The All-Phoenix running back had 2,069 yards on 232 carries and 32 touchdowns in eight-man Class B.

"He was about 70 percent of our offense, but we'd look out at times and see seven men in the box. They keyed on him so hard, I'm going to have to do a better job of decoying him some and getting the ball to some of our other skill kids. But we're still expecting big things from him," said Porum coach Ken Hokit.

He carried 35 carries in the season-opener against Webbers Falls. That pretty much typified his load when healthy. He was hobbled by a rolled ankle and played the stretch with a deep thigh bruise.

"There was too much wear and tear on him," Hokit said. "And it wasn't like he was running a lot of sweeps. Most of it was inside the tackles.

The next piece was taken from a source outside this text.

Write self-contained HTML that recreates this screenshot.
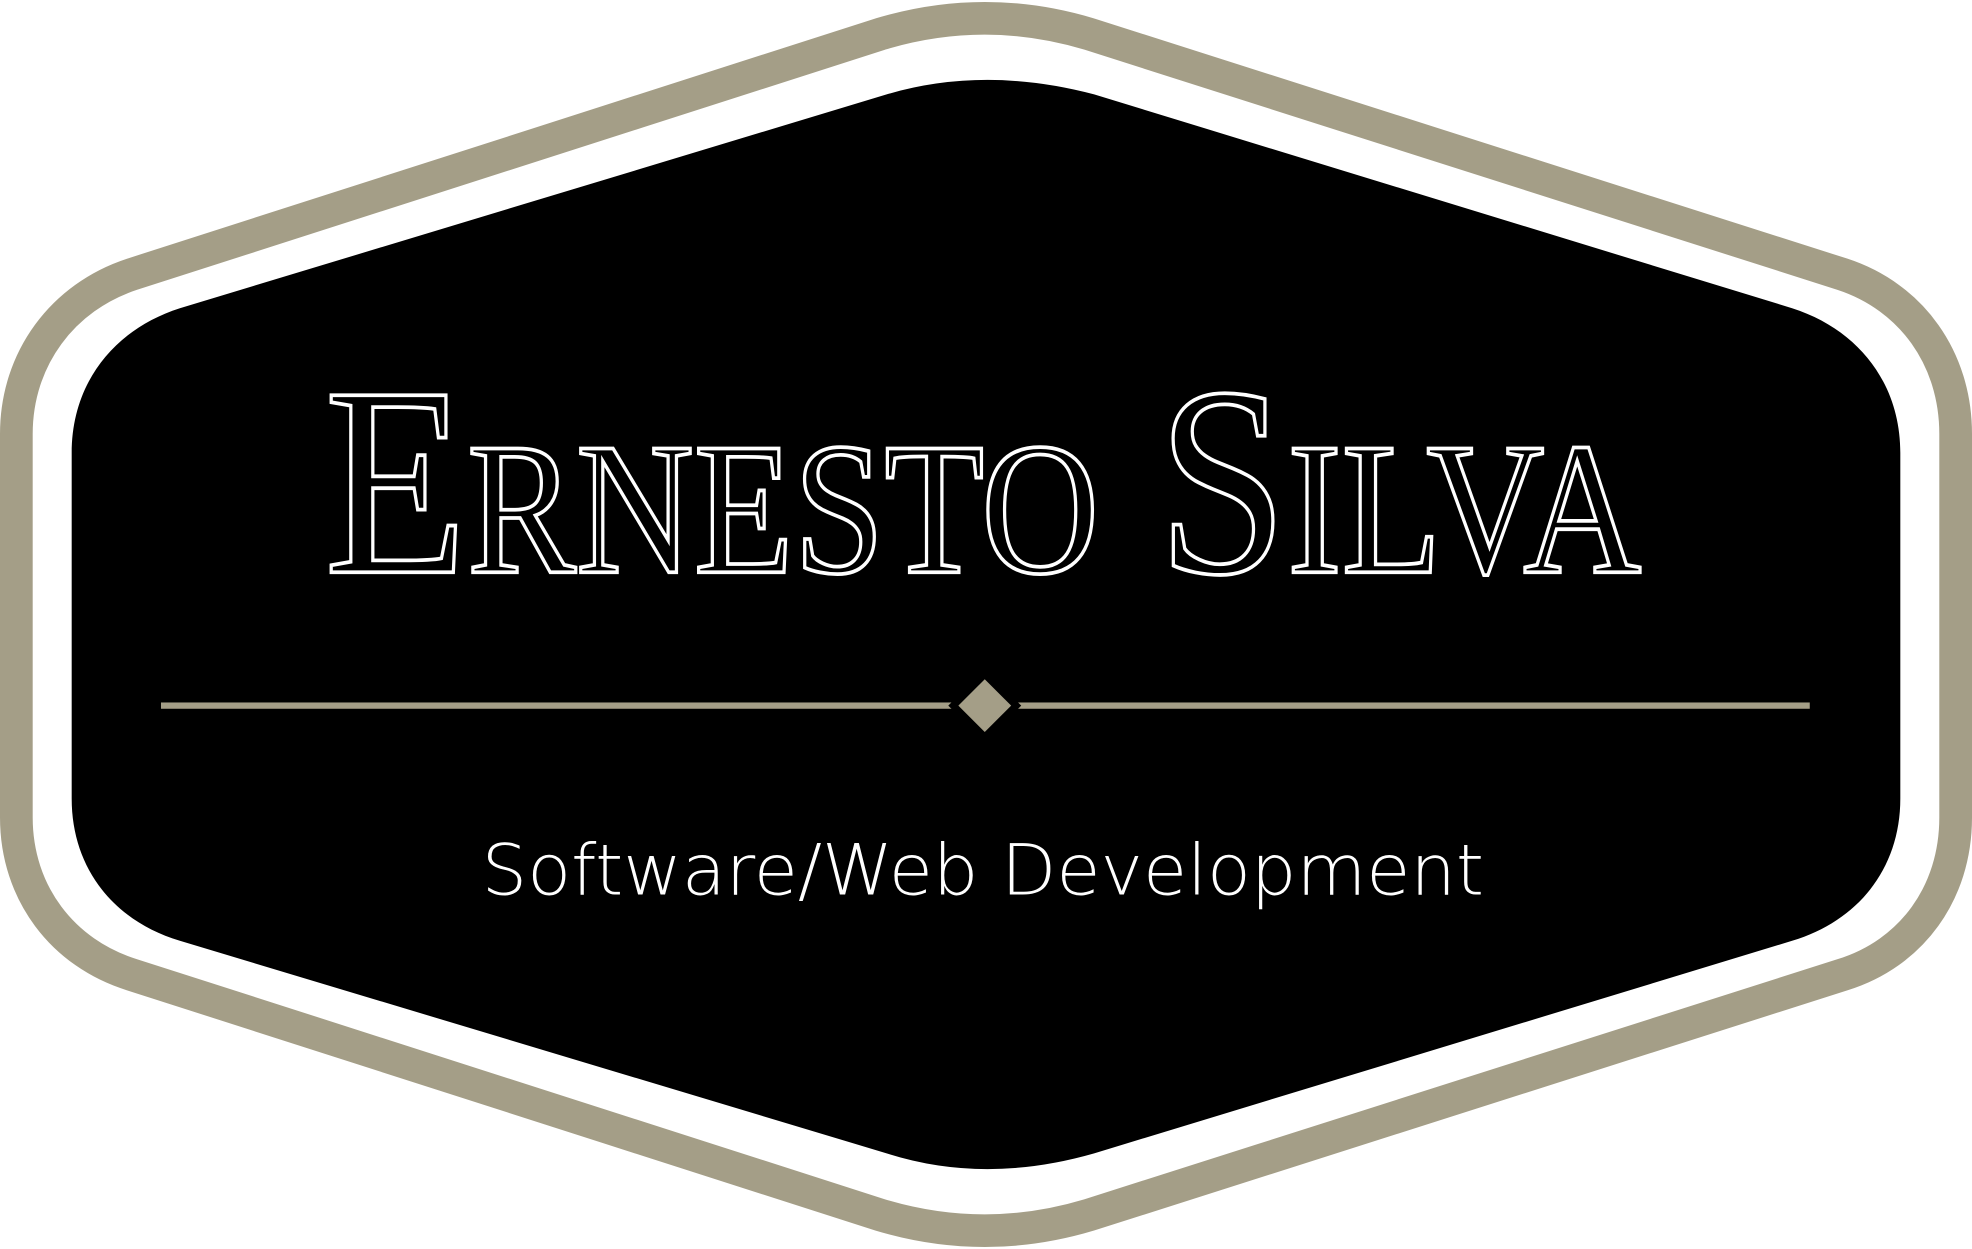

"He takes pretty good care of his body, but we need to get him in here running and into shape that way. We'll decoy him more, but he'll stay busy and we need him at 100 percent."

3. Hunter Woods, Hilldale,

5-9, 165, Sr.

Woods had a string of four consecutive 100-yard rushing games when he became a starter due to injury last year and finished with 865 yards on 161 carries and 20 TDs. His challenge will be running behind an offensive line that lost three starters from a Class 3A quarterfinalist. But while the line matures, so has Woods' vision, said Hilldale coach Chad Kirkhart.

"Just seeing things and how things develop, he's much better and he's running more physical with that vision," said Kirkhart. "Not that he didn't run physical last year, he's just more that way because he's hitting the holes and finishing carries better."

4. Justin Hooper, Sequoyah,

5-6, 165, Jr.

Hooper showed what his head coach, Shane Richardson, called "an electric style" of running the football in 2013 when he had 1,272 yards rushing and seven touchdowns, including 240 yards or more in two games -- 246 against 3A-7 champion Locust Grove.

"He can hit for two, three, four yards and then make you hold your breath," Richardson said. "He can make the jittery move and he can get the tough yards.

"We found we could give him the ball 20 times a game which is something we didn't expect with his frame. But he's a state champion power lifter so his body isn't the normal 5-6, 165-pounder."

5. Jacouri Freeman and Cantrell Ashley, Muskogee,

5-11, 170, Sr.; 6-0, 190, Sr.

It's hard for Muskogee coach Rafe Watkins to draw a distinction here between the two guys who are battling for first-team status. With the run-oriented attack that the first-year Roughers coach brings to town, both have thrived in the early going -- Freeman especially in the spring and Ashley of late in the recent team camp.

"Cantrell still is getting used to being back, having not played since his freshman year. But he's made the most strides of any of our backs, to where we've got two first-team tailbacks," said Watkins. "Both are physical runners. Cantrell may be a better pass-catcher out of the backfield. But when Jacouri is on, he's got a chance of being a beast."

6. DeShay Bear, Checotah, 5-8, 210, Jr.

DeShay moved in from Minnesota in 2012 and slowly worked his way into the running game. He carried 106 times for 672 yards and 14 TDs and this year will be running behind a line of three guys in the 6-6 to 6-8, all in excess of 290 pounds.

"He is a big reason we made the push we did for the district championship and playoff run," said Checotah coach Chad Hendricks.

7. Wagoner's committee

The last couple of years, it was 2013 All-Phoenix MVP Lawrence Evitt handling the heavy lifting here going well over 5,500 yards over both seasons.

Roman Rodriguez (5-11, 197, senior) and K.J. Lee (6-0, 215, sophomore) have been getting bigger headlines for their defensive play. But both, along with junior A.J. Freeth, will run by committee early. Just who emerges is the question. Rodriguez had 471 yards rushing on 78 carries and 11 catches for 149 yards. Lee, the 2013 All-Phoenix Newcomer of the Year, had 394 yards on 62 carries.

"Roman is more of a receiving threat but we'll probably do more rotating them due to them playing defense," Wagoner coach Dale Condict said.